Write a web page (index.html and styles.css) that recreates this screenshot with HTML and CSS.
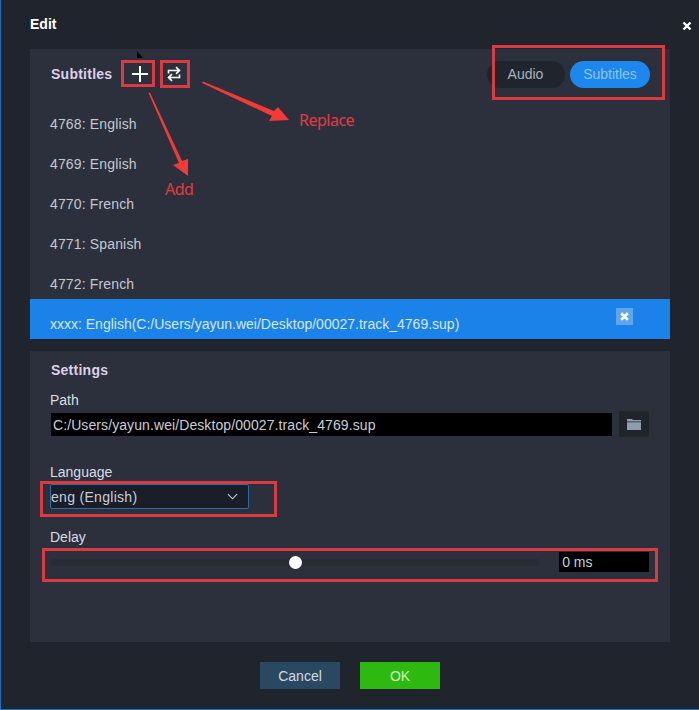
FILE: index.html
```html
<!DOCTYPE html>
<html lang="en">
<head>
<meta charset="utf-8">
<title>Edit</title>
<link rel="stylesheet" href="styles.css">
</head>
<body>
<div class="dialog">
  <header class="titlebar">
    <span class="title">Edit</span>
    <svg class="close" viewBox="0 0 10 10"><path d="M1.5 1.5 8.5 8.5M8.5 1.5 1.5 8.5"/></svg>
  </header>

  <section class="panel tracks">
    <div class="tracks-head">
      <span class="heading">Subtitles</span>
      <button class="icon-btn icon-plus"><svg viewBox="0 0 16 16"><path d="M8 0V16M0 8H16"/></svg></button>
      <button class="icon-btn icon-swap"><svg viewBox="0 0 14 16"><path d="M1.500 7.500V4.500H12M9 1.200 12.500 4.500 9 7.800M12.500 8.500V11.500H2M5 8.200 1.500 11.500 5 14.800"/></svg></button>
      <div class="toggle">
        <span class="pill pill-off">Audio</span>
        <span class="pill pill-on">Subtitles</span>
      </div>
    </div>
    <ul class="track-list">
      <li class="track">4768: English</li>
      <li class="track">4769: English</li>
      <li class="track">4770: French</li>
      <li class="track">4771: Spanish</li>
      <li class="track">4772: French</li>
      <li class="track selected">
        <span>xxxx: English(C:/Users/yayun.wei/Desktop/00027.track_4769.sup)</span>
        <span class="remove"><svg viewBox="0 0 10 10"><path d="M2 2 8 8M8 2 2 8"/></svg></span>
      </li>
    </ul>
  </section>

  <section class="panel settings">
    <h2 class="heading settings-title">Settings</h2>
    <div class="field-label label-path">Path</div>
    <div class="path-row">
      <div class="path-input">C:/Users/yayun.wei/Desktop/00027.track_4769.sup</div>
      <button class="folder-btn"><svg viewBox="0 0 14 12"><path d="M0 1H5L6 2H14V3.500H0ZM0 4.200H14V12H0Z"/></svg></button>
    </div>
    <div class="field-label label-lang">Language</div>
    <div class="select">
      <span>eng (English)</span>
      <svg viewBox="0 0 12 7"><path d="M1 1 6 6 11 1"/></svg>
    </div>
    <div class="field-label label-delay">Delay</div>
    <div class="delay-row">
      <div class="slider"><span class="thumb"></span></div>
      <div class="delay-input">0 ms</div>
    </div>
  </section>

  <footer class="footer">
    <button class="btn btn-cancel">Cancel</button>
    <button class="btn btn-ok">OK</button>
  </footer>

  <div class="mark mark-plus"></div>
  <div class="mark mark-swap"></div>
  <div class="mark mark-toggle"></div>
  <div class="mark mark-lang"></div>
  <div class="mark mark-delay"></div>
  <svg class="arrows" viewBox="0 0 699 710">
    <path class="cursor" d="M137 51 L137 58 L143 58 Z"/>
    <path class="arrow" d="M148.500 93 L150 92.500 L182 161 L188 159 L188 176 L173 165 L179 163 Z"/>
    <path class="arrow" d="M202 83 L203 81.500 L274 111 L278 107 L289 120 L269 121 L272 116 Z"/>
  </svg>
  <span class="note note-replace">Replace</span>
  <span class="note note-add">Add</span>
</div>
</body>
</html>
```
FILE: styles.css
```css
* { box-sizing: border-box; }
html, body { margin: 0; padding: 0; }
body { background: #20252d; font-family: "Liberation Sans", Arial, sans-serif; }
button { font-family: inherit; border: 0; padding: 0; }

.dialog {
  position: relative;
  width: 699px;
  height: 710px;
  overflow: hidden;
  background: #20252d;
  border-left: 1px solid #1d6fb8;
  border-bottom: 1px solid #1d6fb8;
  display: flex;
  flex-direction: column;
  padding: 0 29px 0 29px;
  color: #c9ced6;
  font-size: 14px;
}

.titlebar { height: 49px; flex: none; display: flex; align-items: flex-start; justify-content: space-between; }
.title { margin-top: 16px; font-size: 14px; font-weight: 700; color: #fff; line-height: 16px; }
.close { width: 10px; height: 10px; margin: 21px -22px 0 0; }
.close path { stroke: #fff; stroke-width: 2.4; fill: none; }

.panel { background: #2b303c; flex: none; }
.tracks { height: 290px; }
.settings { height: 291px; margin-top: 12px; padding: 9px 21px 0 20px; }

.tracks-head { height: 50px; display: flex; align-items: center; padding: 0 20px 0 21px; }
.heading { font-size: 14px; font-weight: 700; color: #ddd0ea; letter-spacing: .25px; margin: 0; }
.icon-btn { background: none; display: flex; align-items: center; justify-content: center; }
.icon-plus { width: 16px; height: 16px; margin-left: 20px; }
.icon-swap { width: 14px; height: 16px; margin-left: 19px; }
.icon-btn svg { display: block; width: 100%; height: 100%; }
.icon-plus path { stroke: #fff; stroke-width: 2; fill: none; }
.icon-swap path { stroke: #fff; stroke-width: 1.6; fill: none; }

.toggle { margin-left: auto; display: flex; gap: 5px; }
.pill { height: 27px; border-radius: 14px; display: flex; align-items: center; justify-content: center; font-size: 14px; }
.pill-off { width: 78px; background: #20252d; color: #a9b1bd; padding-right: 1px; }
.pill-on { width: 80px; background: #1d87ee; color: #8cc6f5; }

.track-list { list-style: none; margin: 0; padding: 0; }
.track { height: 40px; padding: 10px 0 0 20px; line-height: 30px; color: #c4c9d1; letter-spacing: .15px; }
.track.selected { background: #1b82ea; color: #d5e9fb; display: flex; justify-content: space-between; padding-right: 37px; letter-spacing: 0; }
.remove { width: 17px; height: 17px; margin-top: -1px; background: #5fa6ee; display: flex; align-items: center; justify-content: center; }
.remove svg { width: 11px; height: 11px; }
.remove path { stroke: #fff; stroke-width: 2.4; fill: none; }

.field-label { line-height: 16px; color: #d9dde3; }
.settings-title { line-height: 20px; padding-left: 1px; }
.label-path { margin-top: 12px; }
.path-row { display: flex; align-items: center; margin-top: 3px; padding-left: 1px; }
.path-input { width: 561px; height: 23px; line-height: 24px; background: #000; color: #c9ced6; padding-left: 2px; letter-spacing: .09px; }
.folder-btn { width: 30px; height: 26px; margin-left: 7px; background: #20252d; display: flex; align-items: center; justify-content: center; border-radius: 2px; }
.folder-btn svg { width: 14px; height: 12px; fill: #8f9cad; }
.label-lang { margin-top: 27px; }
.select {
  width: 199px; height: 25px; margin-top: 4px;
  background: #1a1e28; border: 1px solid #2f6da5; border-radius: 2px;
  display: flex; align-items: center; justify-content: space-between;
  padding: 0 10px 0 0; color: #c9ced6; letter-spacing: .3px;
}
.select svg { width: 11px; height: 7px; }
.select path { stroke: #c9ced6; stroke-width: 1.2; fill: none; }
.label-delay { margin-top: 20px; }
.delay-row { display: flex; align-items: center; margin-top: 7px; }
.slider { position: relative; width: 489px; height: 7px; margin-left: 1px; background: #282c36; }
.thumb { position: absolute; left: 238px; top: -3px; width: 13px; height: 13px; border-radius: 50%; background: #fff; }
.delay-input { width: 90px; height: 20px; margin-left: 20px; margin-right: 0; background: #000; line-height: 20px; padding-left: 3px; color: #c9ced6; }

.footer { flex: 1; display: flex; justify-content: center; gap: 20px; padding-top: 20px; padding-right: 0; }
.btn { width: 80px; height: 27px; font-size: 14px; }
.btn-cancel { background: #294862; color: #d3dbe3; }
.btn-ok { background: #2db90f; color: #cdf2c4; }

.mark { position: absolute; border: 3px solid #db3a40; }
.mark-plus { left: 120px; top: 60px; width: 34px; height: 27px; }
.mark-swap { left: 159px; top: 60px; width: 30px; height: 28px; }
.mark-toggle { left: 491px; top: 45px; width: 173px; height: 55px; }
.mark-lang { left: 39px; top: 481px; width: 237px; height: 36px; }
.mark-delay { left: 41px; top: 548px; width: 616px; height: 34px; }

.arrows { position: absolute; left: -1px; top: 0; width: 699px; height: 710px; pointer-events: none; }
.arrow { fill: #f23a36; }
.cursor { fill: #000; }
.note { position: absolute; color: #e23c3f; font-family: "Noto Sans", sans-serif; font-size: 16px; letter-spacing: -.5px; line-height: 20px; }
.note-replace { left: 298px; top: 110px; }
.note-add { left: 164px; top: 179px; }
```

[THE PROBLEM] Extract from the material all lines containing the string "styles".

[RESPONSE TO THIS EXERCISE]
Write a web page (index.html and styles.css) that recreates this screenshot with HTML and CSS.
<link rel="stylesheet" href="styles.css">
FILE: styles.css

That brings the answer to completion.